Another solution that was presented by Essi Huttu was the PoDoCo programme that helps to match academically trained PhDs with companies that need their brain power. It is a joint initiative of Finnish universities, industry and foundations that you can read more about here.

Timo Korkeamäki presented a European survey on doctoral education made by the EUA Council for Doctoral Education. One interesting finding was that the majority of universities who responded couldn’t provide clear answers about the careers of PhDs, which indicates that more attention should be given to how and where PhDs get jobs after completing their degree. A great many suggestions on how to improve things on this point were put forward: career survey’s and follow-ups of graduated PhDs working life, career guidance for those still studying, mentoring networks, contacts to alumni, etc. Over all, there seems to be an agreement among everyone working with doctoral education that academic as well as other career options should be presented as equally good, and that more training on how to build a career should be incorporated in doctoral studies.

The EUACDE survey’s data on Finland revealed that people here graduate way slower than in many other European countries. Of those who started in 2009, only 40% had graduated within 5 years. During the discussion that followed many possible reasons for this were suggested: the difficult situation with funding, the amount/accessibility of supervision, the bureaucratically long process of graduation that can take months and months in Finland, etc. Things like bureaucracy should be possible to change if there is will, but securing enough funding for research unfortunately seems harder to accomplish in these days.

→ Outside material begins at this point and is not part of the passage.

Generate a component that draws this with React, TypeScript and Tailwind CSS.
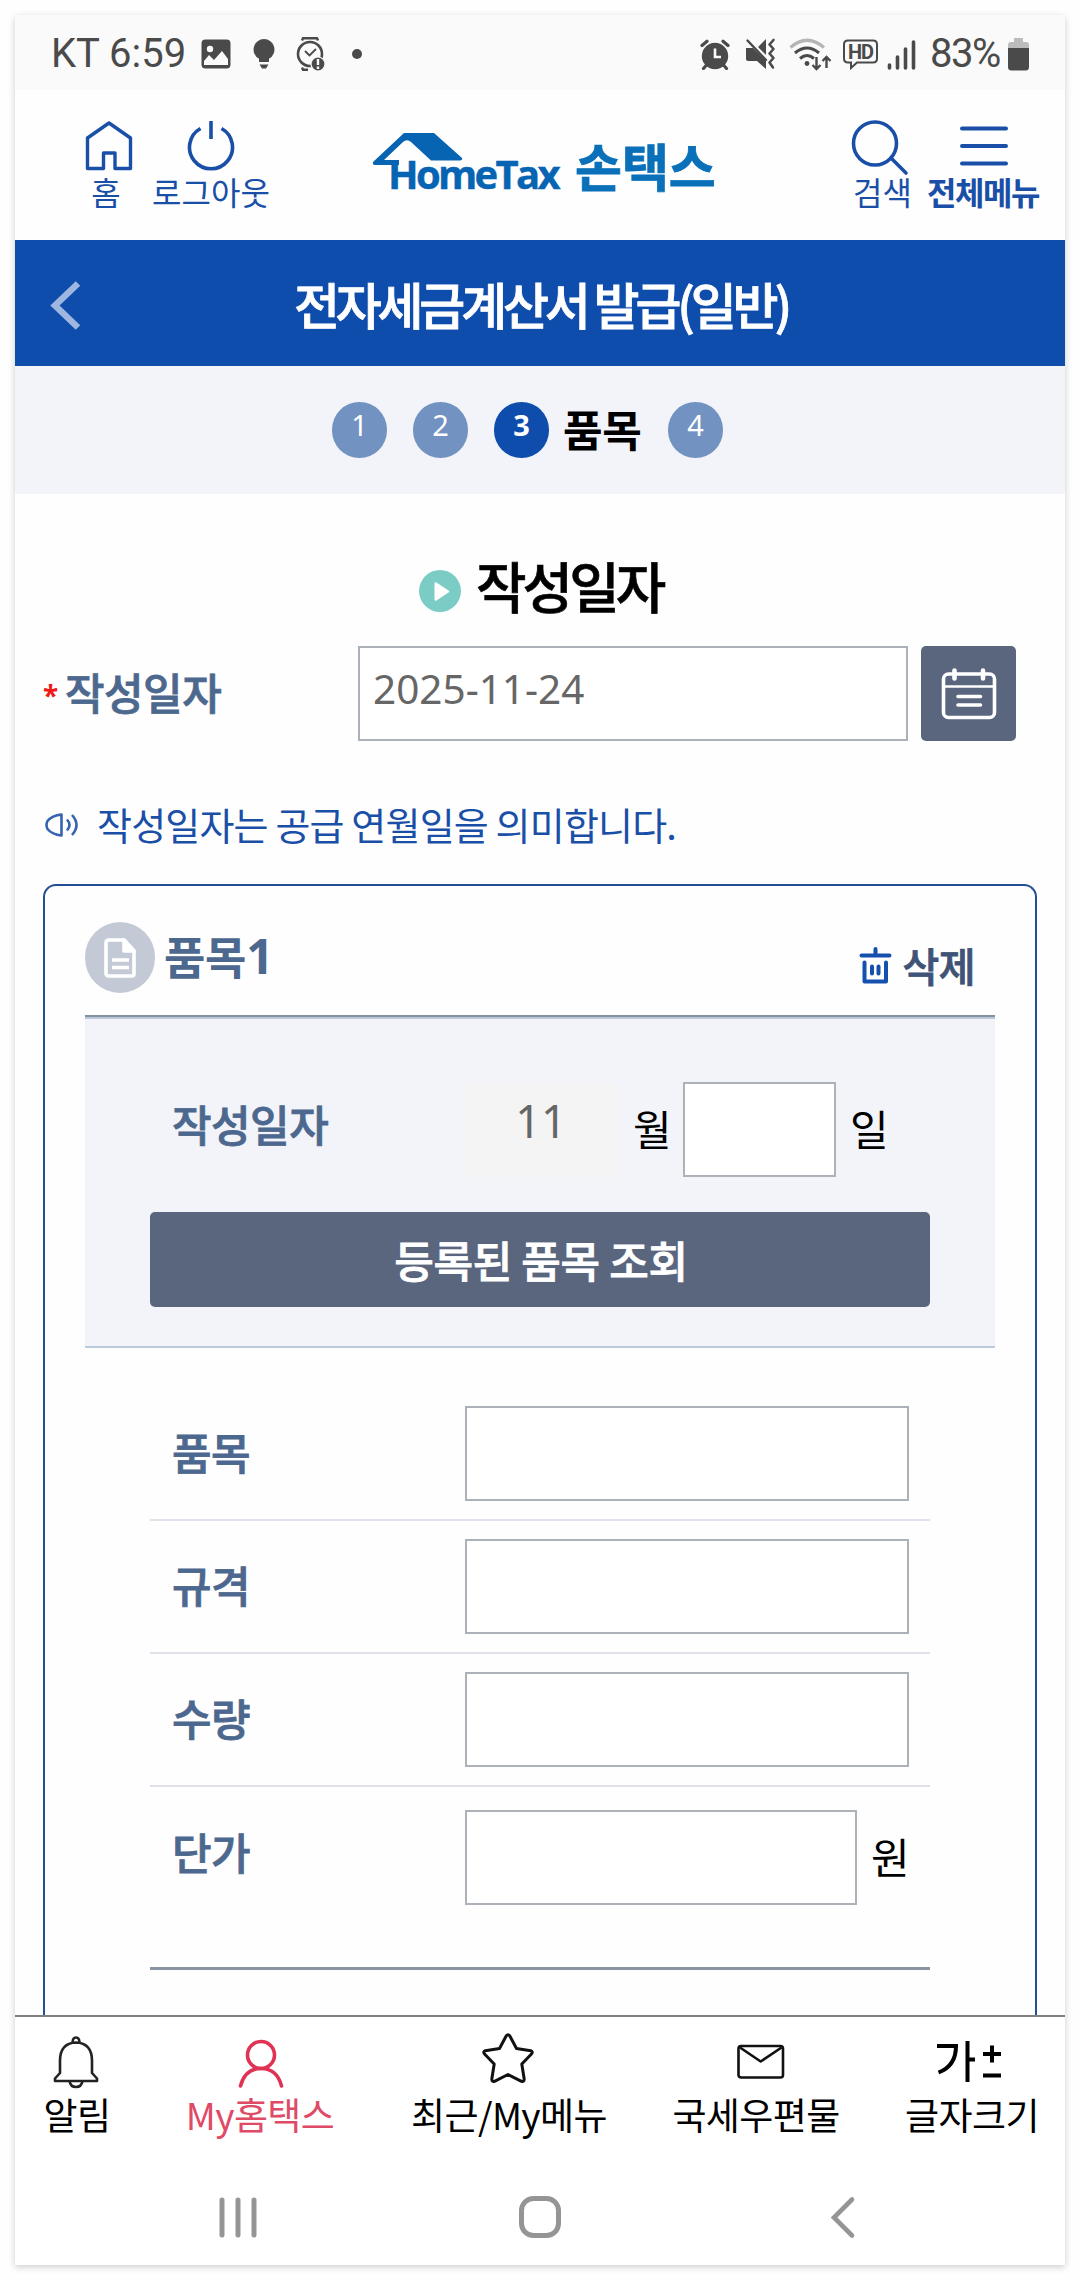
import { useState, type ReactNode } from 'react';

type IconProps = { className?: string };

const STEPS = [1, 2, 3, 4];
const CURRENT_STEP = 3;

function StatusBar() {
  return (
    <div className="flex h-[75px] shrink-0 items-center bg-[#fafafa] pl-[36px] pt-[3px] font-['Roboto',sans-serif] text-[40px] leading-none text-[#4a4a4a]">
      <span className="w-[150px] whitespace-nowrap">KT 6:59</span>
      {/* gallery, tip, watch */}
      <svg className="mr-[22px] h-[30px] w-[30px]" viewBox="0 0 30 30">
        <rect x="0.5" y="0.5" width="29" height="29" rx="4" fill="#4a4a4a" />
        <path d="M3 22l5-6 5 5 8-9 6 8v6H3z" fill="#fafafa" />
        <circle cx="9" cy="10" r="3.2" fill="#fafafa" />
      </svg>
      <svg className="mr-[21px] h-[32px] w-[22px]" viewBox="0 0 22 32" fill="#4a4a4a">
        <path d="M11 1a10.500 10.500 0 0 1 5 19.700V24H6v-3.300A10.500 10.500 0 0 1 11 1zM6.500 26.500h9L13 30.500H9z" />
      </svg>
      <svg className="mr-[26px] h-[34px] w-[30px]" viewBox="0 0 30 34" fill="none" stroke="#4a4a4a" strokeWidth="2.600">
        <circle cx="14" cy="17" r="12" />
        <path d="M9 14l4.500 4.500L20 12" strokeWidth="1.800" />
        <path d="M6 3.500L7 1.200h14l1 2.300M6 30.500l1 2.300h5" strokeWidth="2.400" />
        <circle cx="22" cy="27" r="7" fill="#4a4a4a" stroke="#fafafa" strokeWidth="1.200" />
        <path d="M22 22v6M22 29.500v2.500" stroke="#fafafa" strokeWidth="2.400" />
      </svg>
      <span className="h-[10px] w-[10px] rounded-full bg-[#4a4a4a]" />

      <svg className="ml-auto mr-[15px] h-[31px] w-[30px]" viewBox="0 0 30 31">
        <circle cx="15" cy="17" r="13.200" fill="#4a4a4a" />
        <path d="M2 6.500L7 2.200M28 6.500L23 2.200M6.500 26L3.500 29.500M23.500 26l3 3.500" stroke="#4a4a4a" strokeWidth="3.200" strokeLinecap="round" />
        <path d="M15 9.500V18h6" stroke="#fafafa" strokeWidth="2.600" fill="none" />
      </svg>
      <svg className="mr-[13px] h-[32px] w-[31px]" viewBox="0 0 31 32" fill="#4a4a4a">
        <path d="M1 10h7l13 13v8l-9-8H3q-2 0-2-2zM21 1v16l-8-8z" />
        <path d="M2.500 2.500L21 22" stroke="#4a4a4a" strokeWidth="2.400" strokeLinecap="round" />
        <path d="M28.500 2l-4 4.500 4 4.500-4 4.500 4 4.500-4 4.500 3.500 5" fill="none" stroke="#4a4a4a" strokeWidth="2.600" strokeLinejoin="round" strokeLinecap="round" />
      </svg>
      <svg className="mr-[11px] h-[34px] w-[43px]" viewBox="0 0 43 34" fill="none" strokeWidth="3">
        <path d="M1.500 10.500Q18-4 35 10.500" stroke="#b5b5b5" strokeWidth="3.200" />
        <path d="M6 16q12-10 24 0M11 21.500q7-6 14 0" stroke="#4a4a4a" />
        <circle cx="18" cy="26.500" r="2.400" fill="#4a4a4a" />
        <path d="M27.500 20v12M23.500 28l4 4 4-4M37.500 31V20M33.500 24l4-4 4 4" stroke="#4a4a4a" strokeWidth="2.400" />
      </svg>
      <div className="relative mr-[9px] h-[31px] w-[35px]">
        <svg className="h-[31px] w-[35px]" viewBox="0 0 35 31" fill="none" stroke="#4a4a4a" strokeWidth="2">
          <path d="M5 1.500h25q4 0 4 4v14q0 4-4 4H14l-6 5.500v-5.500H5q-4 0-4-4v-14q0-4 4-4z" />
        </svg>
        <span className="absolute inset-x-0 top-[2px] text-center text-[20px] font-bold leading-[22px] tracking-[-1px]">HD</span>
      </div>
      <svg className="mr-[14px] h-[31px] w-[29px]" viewBox="0 0 29 31" stroke="#4a4a4a" strokeWidth="3.600" strokeLinecap="round">
        <path d="M2.500 26v3M10.500 18v11M18.500 10v19M26.500 3v26" />
      </svg>
      <span className="mr-[6px] w-[72px] whitespace-nowrap tracking-[-1.500px]">83%</span>
      <svg className="mr-[36px] h-[34px] w-[21px]" viewBox="0 0 21 34">
        <path d="M6 1h9v4h3q3 0 3 3v5H0V8q0-3 3-3h3z" fill="#bcbcbc" />
        <path d="M0 11h21v19q0 3.500-3.500 3.500h-14Q0 33.500 0 30z" fill="#4a4a4a" />
      </svg>
    </div>
  );
}

function Header() {
  return (
    <header className="flex h-[150px] shrink-0 pt-[30px] text-[32px] leading-none text-[#1a4fa8]">
      <button className="ml-[65px] flex w-[58px] flex-col items-center">
        <svg className="h-[53px] w-[48px]" viewBox="0 0 48 53" fill="none" stroke="#1a4fa8" strokeWidth="3.400" strokeLinejoin="round">
          <path d="M2.500 18L24 3l21.500 15v30.500H30V33H18.500v15.500h-16z" />
        </svg>
        <span className="mr-[6px] mt-[2px]">홈</span>
      </button>
      <button className="ml-[13px] flex w-[120px] flex-col items-center">
        <svg className="h-[53px] w-[48px]" viewBox="0 0 48 53" fill="none" stroke="#1a4fa8" strokeWidth="3.600">
          <path d="M13.500 8.500a21.500 21.500 0 1 0 21 0M24 1v18" />
        </svg>
        <span className="mt-[2px] whitespace-nowrap">로그아웃</span>
      </button>

      {/* logo */}
      <div className="relative ml-[102px] mt-[12px] h-[66px] w-[344px]">
        <svg className="h-[34px] w-[92px]" viewBox="0 0 92 34">
          <path d="M0 30L31 1h30l28 25q1 2.500-2 2.500H58L38 10q-4-3.500-8 0L11 28h15v5H2q-3 0-2-3z" fill="#0764b2" />
        </svg>
        <span className="absolute left-[15px] top-[22px] font-['Open_Sans','Noto_Sans',sans-serif] text-[40px] font-bold leading-[40px] tracking-[-2.700px] text-[#0764b2] [-webkit-text-stroke:0.4px]">HomeTax</span>
        <span className="absolute left-[202px] top-[6px] whitespace-nowrap text-[51px] font-bold leading-[54px] text-[#0a70b9] [-webkit-text-stroke:0.8px]">손택스</span>
      </div>

      <button className="ml-[133px] flex w-[60px] flex-col items-center">
        <svg className="h-[56px] w-[58px]" viewBox="0 0 58 56" fill="none" stroke="#1a4fa8" strokeWidth="3.600" strokeLinecap="round">
          <circle cx="24" cy="23.500" r="21.500" />
          <path d="M40 38l15 15" />
        </svg>
        <span className="-mt-px ml-[5px] whitespace-nowrap">검색</span>
      </button>
      <button className="ml-[15px] flex w-[116px] flex-col items-center">
        <svg className="ml-[2px] h-[56px] w-[50px]" viewBox="0 0 50 56" stroke="#1a4fa8" strokeWidth="4" strokeLinecap="round">
          <path d="M3 8.500h44M3 26h44M3 43.500h44" />
        </svg>
        <span className="-mt-px whitespace-nowrap font-bold tracking-[-1.500px]">전체메뉴</span>
      </button>
    </header>
  );
}

function StepBar() {
  return (
    <ol className="flex h-[128px] shrink-0 items-center bg-[#f2f4f9] pl-[317px]">
      {STEPS.map((n) => (
        <li key={n} className="mr-[26px] flex items-center">
          <span
            className={`flex h-[56px] w-[55px] items-center justify-center rounded-full pb-[11px] font-['Noto_Sans',sans-serif] text-[29px] leading-none text-white ${n === CURRENT_STEP ? 'bg-[#0e4dac] font-bold' : 'bg-[#7292c2]'}`}
          >
            {n}
          </span>
          {n === CURRENT_STEP && (
            <span className="mb-[4px] ml-[14px] w-[79px] whitespace-nowrap text-[43px] font-bold leading-none tracking-[-0.400px] text-black">품목</span>
          )}
        </li>
      ))}
    </ol>
  );
}

function Field({ label, unit, last }: { label: string; unit?: string; last?: boolean }) {
  const [value, setValue] = useState('');
  return (
    <div className={last ? 'flex h-[183px] items-start border-b-[3px] border-[#8a94a3] pl-[22px] pt-[23px]' : 'flex h-[133px] items-start border-b-2 border-[#dfe2ea] pl-[22px] pt-[18px]'}>
      <span className={`w-[293px] text-[43px] font-medium leading-none tracking-[-0.500px] text-[#4d688e] [-webkit-text-stroke:0.8px] ${last ? 'mt-[20px]' : 'mt-[24px]'}`}>{label}</span>
      <input
        value={value}
        onChange={(e) => setValue(e.target.value)}
        className={`h-[95px] border-2 border-[#adb1b8] bg-white px-3 text-[41px] text-[#666] ${unit ? 'w-[392px]' : 'w-[444px]'}`}
      />
      {unit && <span className="ml-[14px] mt-[25px] text-[42px] leading-none text-black">{unit}</span>}
    </div>
  );
}

function ItemCard() {
  const [day, setDay] = useState('');
  return (
    <section className="mx-[28px] mt-[38px] flex-1 rounded-t-[13px] border-2 border-b-0 border-[#234f93] px-[40px]">
      <div className="flex h-[129px]">
        <span className="mt-[36px] flex h-[71px] w-[70px] items-center justify-center rounded-full bg-[#c4cad5]">
          <svg className="h-[40px] w-[32px]" viewBox="0 0 32 40" fill="none" stroke="white" strokeWidth="3.600" strokeLinejoin="round">
            <path d="M5 2h15l10 11v23q0 2-2 2H5q-3 0-3-2.500v-31Q2 2 5 2z" />
            <path d="M20 2v11h10z" fill="white" />
            <path d="M8 22h17M8 29.500h17" />
          </svg>
        </span>
        <h3 className="ml-[9px] mt-[47px] flex h-[45px] items-center whitespace-nowrap text-[45px] font-bold leading-none tracking-[-0.300px] text-[#4d688e]">
          품목<span className="font-['Noto_Sans',sans-serif] text-[48px] leading-none">1</span>
        </h3>
        <button className="ml-auto mr-[20px] mt-[58px] flex h-[42px] items-center text-[40px] font-medium leading-none tracking-[-0.500px] text-[#3f5376] [-webkit-text-stroke:0.8px]">
          <svg className="mr-[10px] h-[38px] w-[33px]" viewBox="0 0 33 38" fill="none" stroke="#1550ae" strokeWidth="4" strokeLinecap="round" strokeLinejoin="round">
            <path d="M2.500 9.500h28M16.500 3v6M5.500 16.500V35.500h21.500V16.500" />
            <path d="M13 20.500v7M19.500 20.500v7" />
          </svg>
          삭제
        </button>
      </div>

      <div className="border-t-2 border-[#84919f]">
        <div className="h-[331px] border-y-2 border-[#bac9dc] bg-[#f2f4fa] px-[65px]">
          <div className="flex h-[193px] items-start pl-[22px] pt-[63px]">
            <span className="mt-[20px] w-[293px] text-[43px] font-medium leading-none tracking-[-0.500px] text-[#4d688e] [-webkit-text-stroke:0.8px]">작성일자</span>
            <span className="flex h-[95px] w-[152px] items-center justify-center bg-[#f4f4f4] pb-[18px] font-['Noto_Sans',sans-serif] text-[45px] leading-none text-[#666]">11</span>
            <span className="ml-[16px] mt-[25px] w-[50px] text-[42px] leading-none text-black">월</span>
            <input
              value={day}
              onChange={(e) => setDay(e.target.value)}
              className="h-[95px] w-[153px] border-2 border-[#adb1b8] bg-white px-3 text-[41px] text-[#666]"
            />
            <span className="ml-[14px] mt-[25px] text-[42px] leading-none text-black">일</span>
          </div>
          <button className="flex h-[95px] w-full items-center justify-center rounded-[5px] bg-[#5a667e] pl-[2px] text-[43px] font-medium leading-none tracking-[-0.300px] text-white [-webkit-text-stroke:0.8px]">
            등록된 품목 조회
          </button>
        </div>
      </div>

      <div className="px-[65px] pt-[40px]">
        <Field label="품목" />
        <Field label="규격" />
        <Field label="수량" />
        <Field label="단가" unit="원" last />
      </div>
    </section>
  );
}

const BellIcon = ({ className }: IconProps) => (
  <svg className={className} viewBox="0 0 46 54" fill="none" stroke="#222" strokeWidth="2.600" strokeLinejoin="round">
    <path d="M7 26Q7 8 23 7.500 39 8 39 26v12l5 5.500v2.500H2v-2.500L7 38z" />
    <path d="M19.500 8q0-5.500 3.500-5.500T26.500 8M16.500 46q1 6 6.500 6t6.500-6" />
  </svg>
);

const PersonIcon = ({ className }: IconProps) => (
  <svg className={className} viewBox="0 0 46 54" fill="none" stroke="#e03354" strokeWidth="3.600" strokeLinecap="round">
    <circle cx="23" cy="20" r="13.500" />
    <path d="M2.500 51Q7 33.500 23 33.500T43.500 51" />
  </svg>
);

const StarIcon = ({ className }: IconProps) => (
  <svg className={className} viewBox="0 2 52 54" fill="none" stroke="#111" strokeWidth="3" strokeLinejoin="round">
    <path d="M24.300 2.800q1.700-2 3.400 0L34.500 15.500l14.200 2.200q2.500 1 1 3L39.800 31l2.400 15q0 3-2.700 2.300L26 41.500 12.500 48.300q-2.700.7-2.700-2.300l2.400-15L2.300 20.700q-1.500-2 1-3l14.200-2.200z" />
  </svg>
);

const MailIcon = ({ className }: IconProps) => (
  <svg className={className} viewBox="0 0 48 54" fill="none" stroke="#111" strokeWidth="2.600" strokeLinejoin="round">
    <rect x="1.500" y="11" width="44.500" height="31.500" rx="2.500" />
    <path d="M3 12.500l20.700 14L44.500 12.500" />
  </svg>
);

const FontSizeIcon = ({ className }: IconProps) => (
  <svg className={className} viewBox="0 0 66 54" fill="none" stroke="#000" strokeWidth="4">
    <path d="M1 11h19q0 20-17.500 26.500M31.500 6v41M31 24.500h8" />
    <path d="M47 19h18M56 10.500v17M47 40.500h18" />
  </svg>
);

function NavItem({ label, children, className }: { label: string; children: ReactNode; className: string }) {
  return (
    <button className={`flex flex-col items-center ${className}`}>
      {children}
      <span className="mt-[7px] whitespace-nowrap">{label}</span>
    </button>
  );
}

function BottomNav() {
  return (
    <nav className="flex h-[132px] shrink-0 border-t-2 border-[#808080] bg-white pt-[18px] text-[37px] leading-none tracking-[-0.600px] text-black">
      <NavItem label="알림" className="ml-[27px] w-[70px]"><BellIcon className="mr-[2px] h-[54px] w-[46px]" /></NavItem>
      <NavItem label="My홈택스" className="ml-[68px] w-[160px] text-[#df4a66]"><PersonIcon className="ml-[1px] h-[54px] w-[46px]" /></NavItem>
      <NavItem label="최근/My메뉴" className="ml-[69px] w-[200px]"><StarIcon className="mr-[3px] h-[54px] w-[52px] overflow-visible" /></NavItem>
      <NavItem label="국세우편물" className="ml-[61px] w-[172px]"><MailIcon className="ml-[9px] h-[54px] w-[48px]" /></NavItem>
      <NavItem label="글자크기" className="ml-[60px] w-[140px]"><FontSizeIcon className="mr-[6px] h-[54px] w-[66px]" /></NavItem>
    </nav>
  );
}

function SystemNav() {
  return (
    <div className="flex h-[118px] shrink-0 items-start bg-white pt-[48px]">
      <svg className="ml-[203px] h-[44px] w-[40px]" viewBox="0 0 40 44" stroke="#959595" strokeWidth="5" strokeLinecap="round">
        <path d="M4 5v35M20 5v35M36 5v35" />
      </svg>
      <svg className="ml-[260px] h-[44px] w-[44px]" viewBox="0 0 44 44" fill="none" stroke="#959595" strokeWidth="5">
        <rect x="3.500" y="3.500" width="37" height="37" rx="12" />
      </svg>
      <svg className="ml-[268px] h-[44px] w-[26px]" viewBox="0 0 26 44" fill="none" stroke="#959595" strokeWidth="4.600" strokeLinecap="round">
        <path d="M22 4.500L4 22.500 22 40.500" />
      </svg>
    </div>
  );
}

export default function App() {
  const [date, setDate] = useState('2025-11-24');

  return (
    <div className="h-[2280px] w-[1080px] bg-[#fefefe] p-[15px] font-['Noto_Sans_CJK_KR',sans-serif]">
      <div className="flex h-[2250px] w-[1050px] flex-col overflow-hidden rounded-t-[3px] bg-[#fefefe] shadow-[0_2px_7px_rgba(0,0,0,0.2)]">
        <StatusBar />
        <Header />

        {/* page title */}
        <div className="relative flex h-[126px] shrink-0 items-center justify-center bg-[#0e4dac]">
          <svg className="absolute left-[35px] top-[40px] h-[51px] w-[31px]" viewBox="0 0 31 51" fill="none" stroke="#9db7e0" strokeWidth="6.500">
            <path d="M28 3.500L5 25.500l23 22" />
          </svg>
          <h1 className="whitespace-nowrap pl-[2px] text-[50px] font-medium leading-none tracking-[-4.200px] text-white [-webkit-text-stroke:0.8px]">전자세금계산서 발급(일반)</h1>
        </div>

        <StepBar />

        <main className="flex min-h-0 flex-1 flex-col">
          <h2 className="flex h-[152px] shrink-0 items-center pl-[404px] pt-[29px] text-[55px] font-medium leading-none tracking-[-4px] text-black [-webkit-text-stroke:0.6px]">
            <svg className="mr-[15px] mt-[13px] h-[42px] w-[42px]" viewBox="0 0 42 42">
              <circle cx="21" cy="21" r="21" fill="#7cccc6" />
              <path d="M15.500 13.500v16q0 2 2 1l12-8q1.500-1 0-2l-12-8q-2-1-2 1z" fill="white" />
            </svg>
            작성일자
          </h2>

          <div className="flex h-[95px] shrink-0 items-center pl-[28px]">
            <span className="mt-[3px] w-[22px] font-['Noto_Sans',sans-serif] text-[28px] font-bold leading-none text-[#f01818]">*</span>
            <label className="mb-[4px] w-[293px] text-[43px] font-medium leading-none tracking-[-0.500px] text-[#4d688e] [-webkit-text-stroke:0.8px]">작성일자</label>
            <input
              value={date}
              onChange={(e) => setDate(e.target.value)}
              className="h-[95px] w-[550px] border-2 border-[#abb0b9] bg-white pb-[10px] pl-[13px] font-['Noto_Sans',sans-serif] text-[40.500px] text-[#666]"
            />
            <button className="ml-[13px] flex h-[95px] w-[95px] items-center justify-center rounded-[5px] bg-[#5a667e]">
              <svg className="h-[54px] w-[56px]" viewBox="0 1 56 54" fill="none" stroke="white" strokeWidth="3.600" strokeLinecap="round">
                <rect x="2.500" y="8" width="51" height="43.500" rx="5" />
                <path d="M3 20.500h50" strokeWidth="2.600" strokeLinecap="butt" />
                <path d="M13.500 4.500v8M42 4.500v8" strokeWidth="4.600" />
                <path d="M17 30.500h22.500M17 39h22.500" />
              </svg>
            </button>
          </div>

          <p className="mt-[60px] flex h-[45px] shrink-0 items-center whitespace-nowrap pl-[30px] text-[38px] leading-none tracking-[-0.820px] text-[#1a4fa8]">
            <svg className="mr-[17px] mt-[2px] h-[24px] w-[35px]" viewBox="0 0 35 24" fill="none" stroke="#3563b0" strokeWidth="2.600" strokeLinejoin="round">
              <path d="M16.500 1.500v21Q7 21.500 2.500 16q-2-4 0-8 4.500-5.500 14-6.500z" />
              <path d="M22 6.500q5 5.500 0 11M27 2q9 10 0 20" />
            </svg>
            작성일자는 공급 연월일을 의미합니다.
          </p>

          <ItemCard />
        </main>

        <BottomNav />
        <SystemNav />
      </div>
    </div>
  );
}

HYVÄT’s contribution was a presentation on the results of 2018 PhD student’s survey. Anton highlighted the key findings:

  1. Integration into the research community is a major challenge for doctoral eduction at UH: 47 % of the respondents do not feel they are integrated into the research community. This result correlated strongly with access to working spaces at the university – those with an office are better integrated into the community than those who work from home or somewhere else.
  2. Doctoral students over all think that the quality of supervision is good, but the frequency of how often they meet their supervisor is not always enough. There are too many people who meet with their supervisor only once or twice a year, which is alarming.
  3. Unsurprisingly, the lack of funding continues to be a major issue that affects doctoral students’ possibilities to do research.
  4. Doctoral students who have funding from different resources (employed/grantee/unfunded) have very different possibilities to do their doctoral studies. Currently only the employed are full members of the research community (access to work space, health care, daily meetings with colleagues, etc.). The position of grantees varies greately: some have working spaces and some do not, some have more support from their community and some have less. The unfunded are more or less left without any support of the community. There are many ways to improve this, for example by offering working spaces, more frequent supervision, more peer-support activities, etc.

Improving things like supervision, equality between doctoral students, community-belonging, and funding – the structures doctoral researchers work in – might well be part of the solution to make doctoral students graduate faster in Finland.

Supervision was a key theme also in a presentation by Tanja Johansson who talked about supervision as twofold, consisting of 1) seeing that the PhD student aquires the necessary research skills, competencies, and finishes the thesis; 2) mentoring and supporting the doctoral student in the process. She suggested courses and training for both present and future supervisors as something to look into. Could training as supervisor even be part of the doctoral training? Mentoring and coaching skills could be wortwhile also in working life outside of academia.

Terhi Nokkala talked about peer mentoring for doctoral students that had been piloted in Jyväskylä University. The mentoring groups were interdisciplinary and consisted of two senior academics who acted as coordinators for a small group of doctoral students. The groups met a few times per term and discussed themes that the doctoral students brought up, such as career paths, various research skills, and worries/anxieties concerning these. Both the coordinators’ and the doctoral students’ experiences of the groups were positive. Coordinators felt reminded of the challenges their doctoral students face and the importance to check how their supervisees were doing. The doctoral students felt they got valuable peer-support from both the peers and the more senior academics in the group, knowlegde of how academia works, and that the non-hierarchical group was benefical for confidential discusssions. Maybe also other forms of mentoring for doctoral students could be developed?

To sum things up, many good suggestions on how to improve doctoral education were made during the day. There are many people around the country who keep working with the benefit of universities and doctoral student in mind. However, it is not an easy task to improve and develop higher education in the current political climate that has been characterised by cuts in university funding.

Consequently, this big question was asked: is the doctoral student to be seen more as a “client” with his/her individual plans and hopes for the future, or as a “product” that the ministry of education has ordered from the university? The answer might be different depending on who you ask. From an academic point of view, the idea that the university’s task is to simply produce what the ministry of eduction has ordered, is higly problematic. I believe that the most reliable knowledge of how the university best can serve the society is to be found at the university.